If you make money on privatization transactions, then no deals means no money. So obviously these firms have every reason in the world to promote privatization and see deals go through regardless of whether any particular deal is good or not. This doesn't mean they are crooks, it's just the reality. These firms now form of the core of the “privatization-industrial complex” with an incentive to cheerlead for leading public assets because that's how they make their money. They need deal flow, the more transactions the better.
This was picked up on by Harrisburg, PA. Facing bankruptcy, the state offered an $850K grant to hire Scott Balice Strategies of Chicago, one of the nation's top privatization financial advisors. The city council turned it down. As one city councilor noted, “Their recommendation is always the same: 'sell assets'”.
Many of these investment banks, operators, financial advisers, and law firms also have tight links with each other, and participate on deals together, often as partners, other times as opponents. The Pittsburgh Post-Gazette noted how many of these firms have ties to Chicago’s earlier round of privatization. “When Pittsburgh proposed leasing its public parking facilities, the city became a magnet for a passel of firms – many of them connected to Chicago by blood, politics or business – that pursues similar deals around the country. The firms may be partners in one city, rivals or referees in the next.” The winning bidder on the Pittsburgh parking transaction is actually Morgan Stanley's partner in the Chicago deal, for example.

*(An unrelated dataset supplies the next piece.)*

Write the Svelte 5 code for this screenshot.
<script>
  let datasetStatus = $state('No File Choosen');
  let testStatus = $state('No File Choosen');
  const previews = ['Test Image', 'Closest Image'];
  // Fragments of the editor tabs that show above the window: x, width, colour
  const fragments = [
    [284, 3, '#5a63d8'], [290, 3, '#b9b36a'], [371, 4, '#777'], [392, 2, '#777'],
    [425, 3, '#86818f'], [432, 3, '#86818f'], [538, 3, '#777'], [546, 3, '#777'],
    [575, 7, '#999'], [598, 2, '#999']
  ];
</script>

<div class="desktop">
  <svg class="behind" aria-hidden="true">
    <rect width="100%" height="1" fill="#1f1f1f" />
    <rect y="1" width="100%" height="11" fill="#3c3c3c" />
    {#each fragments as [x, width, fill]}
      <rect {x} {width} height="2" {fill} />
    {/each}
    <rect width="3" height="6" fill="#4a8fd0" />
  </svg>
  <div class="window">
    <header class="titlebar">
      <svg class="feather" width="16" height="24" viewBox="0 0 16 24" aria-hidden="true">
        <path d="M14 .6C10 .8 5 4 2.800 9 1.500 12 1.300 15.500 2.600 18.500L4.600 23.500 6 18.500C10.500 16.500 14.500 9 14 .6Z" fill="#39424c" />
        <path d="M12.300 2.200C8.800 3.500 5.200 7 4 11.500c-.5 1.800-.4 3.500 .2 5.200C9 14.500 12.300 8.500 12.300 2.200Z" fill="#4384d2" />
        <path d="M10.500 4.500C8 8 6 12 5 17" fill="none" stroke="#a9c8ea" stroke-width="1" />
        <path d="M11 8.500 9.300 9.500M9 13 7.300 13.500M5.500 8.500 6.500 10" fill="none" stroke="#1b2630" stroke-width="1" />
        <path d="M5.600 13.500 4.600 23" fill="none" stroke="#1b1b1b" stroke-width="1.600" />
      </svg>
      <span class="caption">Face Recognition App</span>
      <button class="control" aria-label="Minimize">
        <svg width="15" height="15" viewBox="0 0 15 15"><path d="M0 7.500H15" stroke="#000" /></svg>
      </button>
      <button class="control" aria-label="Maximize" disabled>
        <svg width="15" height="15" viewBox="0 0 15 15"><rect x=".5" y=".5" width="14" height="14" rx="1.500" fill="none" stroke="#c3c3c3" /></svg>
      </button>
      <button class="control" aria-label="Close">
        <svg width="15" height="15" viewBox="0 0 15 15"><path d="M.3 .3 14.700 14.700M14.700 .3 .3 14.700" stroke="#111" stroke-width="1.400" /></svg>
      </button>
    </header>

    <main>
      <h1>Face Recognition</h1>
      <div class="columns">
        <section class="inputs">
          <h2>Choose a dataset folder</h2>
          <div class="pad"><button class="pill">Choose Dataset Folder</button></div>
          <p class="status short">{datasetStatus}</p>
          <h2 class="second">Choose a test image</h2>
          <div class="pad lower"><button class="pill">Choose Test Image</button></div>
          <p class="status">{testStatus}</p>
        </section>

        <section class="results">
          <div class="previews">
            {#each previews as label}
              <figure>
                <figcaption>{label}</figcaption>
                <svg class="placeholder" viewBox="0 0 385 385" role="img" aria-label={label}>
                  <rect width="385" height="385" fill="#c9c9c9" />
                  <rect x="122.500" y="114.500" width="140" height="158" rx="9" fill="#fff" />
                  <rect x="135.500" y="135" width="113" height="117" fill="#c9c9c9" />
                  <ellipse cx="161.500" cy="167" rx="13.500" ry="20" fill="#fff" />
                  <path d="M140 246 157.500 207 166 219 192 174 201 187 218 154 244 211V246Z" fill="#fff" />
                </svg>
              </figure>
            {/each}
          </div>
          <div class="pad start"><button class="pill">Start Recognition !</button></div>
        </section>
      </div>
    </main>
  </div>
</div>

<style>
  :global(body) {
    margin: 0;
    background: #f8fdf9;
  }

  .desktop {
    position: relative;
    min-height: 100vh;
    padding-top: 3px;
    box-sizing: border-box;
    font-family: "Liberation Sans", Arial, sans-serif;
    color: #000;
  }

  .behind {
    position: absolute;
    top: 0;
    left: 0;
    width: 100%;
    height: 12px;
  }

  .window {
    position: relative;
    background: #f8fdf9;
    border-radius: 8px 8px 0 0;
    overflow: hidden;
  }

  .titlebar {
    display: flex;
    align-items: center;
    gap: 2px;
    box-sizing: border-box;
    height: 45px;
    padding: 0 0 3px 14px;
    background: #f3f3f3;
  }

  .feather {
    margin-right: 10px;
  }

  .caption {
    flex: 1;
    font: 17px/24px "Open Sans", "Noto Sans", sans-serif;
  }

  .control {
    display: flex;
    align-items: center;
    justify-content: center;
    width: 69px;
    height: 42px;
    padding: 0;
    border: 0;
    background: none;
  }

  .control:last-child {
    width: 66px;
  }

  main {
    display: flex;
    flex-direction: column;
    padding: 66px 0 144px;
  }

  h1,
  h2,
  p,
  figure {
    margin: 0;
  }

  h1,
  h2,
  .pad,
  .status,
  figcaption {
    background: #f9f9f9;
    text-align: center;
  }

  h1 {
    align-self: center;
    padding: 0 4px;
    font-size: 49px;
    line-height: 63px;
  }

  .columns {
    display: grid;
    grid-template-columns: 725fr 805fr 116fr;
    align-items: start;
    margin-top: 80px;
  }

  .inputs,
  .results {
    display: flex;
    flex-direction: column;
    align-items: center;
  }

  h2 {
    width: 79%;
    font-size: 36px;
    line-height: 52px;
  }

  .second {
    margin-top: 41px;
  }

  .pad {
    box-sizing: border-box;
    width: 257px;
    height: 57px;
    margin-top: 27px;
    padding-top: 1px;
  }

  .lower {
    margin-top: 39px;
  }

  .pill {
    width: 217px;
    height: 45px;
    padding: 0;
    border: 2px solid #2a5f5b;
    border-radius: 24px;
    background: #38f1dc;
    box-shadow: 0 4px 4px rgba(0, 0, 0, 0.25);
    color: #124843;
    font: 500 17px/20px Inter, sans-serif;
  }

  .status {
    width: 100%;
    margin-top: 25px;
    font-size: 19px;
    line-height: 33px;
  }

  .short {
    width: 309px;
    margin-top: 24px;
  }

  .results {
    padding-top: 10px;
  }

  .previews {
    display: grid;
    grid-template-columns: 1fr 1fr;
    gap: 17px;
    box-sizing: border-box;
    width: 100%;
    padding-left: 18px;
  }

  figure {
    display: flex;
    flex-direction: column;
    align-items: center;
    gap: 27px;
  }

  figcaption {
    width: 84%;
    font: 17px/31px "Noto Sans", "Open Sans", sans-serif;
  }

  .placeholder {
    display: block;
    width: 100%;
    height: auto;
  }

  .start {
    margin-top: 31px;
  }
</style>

These potential conflicts make it very difficult for cities to know they are making a good deal, especially since they lack the experience necessary to independently judge it. Right now, they often are at the mercy of their advisors. And ask yourself this: when was the last time a city or state looked seriously at one of these deals and their advisors told them not to do it?
This is frequently combined with traditional clout driven contracting. Many of the Chicago parking meter firms had tight links to the Daley administration. Similarly, in Indianapolis a city-paid chief advisor to the office of the mayor is conveniently also a registered lobbyist for the winning bidder. This combination is a recipe for disaster, resulting in very long term deals that could be very bad for the public.
Long term lease deals can still make sense – if they are done right. The Chicago Skyway and Indiana Toll Road deals were both home runs, for example. But given the enormous risks if something goes wrong, governments must put into a place a robust process for protecting the public, with a full airing and mitigation plan for the bad incentives that populate so many areas of this field.
Aaron M. Renn is an independent writer on urban affairs based in the Midwest. His writings appear at The Urbanophile.
Photo by ehfisher
I hear you loud and clear,
I hear you loud and clear, but I feel like you are thinking of this through a planner's "utopia" lens. I would hardly consider the 9' foot wide ROW on each side of the street as precious public space. Chicago has no shortage of world class public spaces....and street parking in the Loop or Lincoln Park certainly doesn't fall into that category. It's not like they gave away control of the entire 60-70 foot ROW for each and every street in the City.
I recognize that no one can predict what the city will be like 75 years from now. However, public decision-makers have to deal with today's realities. The ground lease of public real estate assets are structured for 65, 75 or 99-year terms all the time. Does anyone really know what the land will be worth 50 years from now when they enter into the agreement? Of course not, but there is an element of risk involved on the flip side. Who is to say that the 9x20 foot street parking spaces won't be completely useless in 30 years? If that is the case, the City may be the crooks in the deal.
Likewise, I understand that public parking is simply a utility required to serve other activities. However, the public parking in Chicago is fixed. There is no option to increase it unless you condemn private property...the only parking supply that has been added in the past decades are private garages, subsidized through TIF funds. So, not sure it is realistic to assume that parking can adapt to neighborhood change. If more parking is needed, private land owners will either wait for the tipping point at which its feasible to develop parking-inclusive projects, or the City will subsidize them.
In addition, I am struggling to understand what "alternative" public use these parking spaces could serve. If you are suggesting that some sort of mass transit expansion might require these little slivers of public land, or that they will be used for "beautification" purposes, or donated to private land owners to extend their frontage build-out (possibly to build structured or podium parking)...it just ain't gonna happen - this is Chicago. The same right-of-ways have in place in some instances for more than a century, and there is nothing to suggest that this won't be the case for another hundred years.
ANd this notion of a $20M hole in the annual budget? You may be correct, but it was going to happen one way or the other. And if you factor in the ability to pay down pension and bond debt today rather than let it escalate over time, I'll take the $20M gap rather than $30M a few years from now if it means sacrificing some useless public space.
Privatization
Overall privatization is still better then allowing government to continue mismanaging public assets. The Indiana toll road was not making money for the state of Indiana. Now it is. There is no real reason the state needs to run this toll road. In fact the toll road originally was built with private money and was nationalized when President Eisenhower signed the interstate highway bill.
However government is what it is. It still favors its cronies. So it ends up with the parking meter disaster soiling privatization in the eyes of those who have never supported it. But even after the rocky start, the private operators are making improvement that the city would have never done on its own.
So in the long run, keep cronies out of the process, get real businesses to lease public property and keep going. There is no reason to go back to government mismanagement.
For the record, I think the
For the record, I think the Indiana Toll Road lease was a grand slam home run.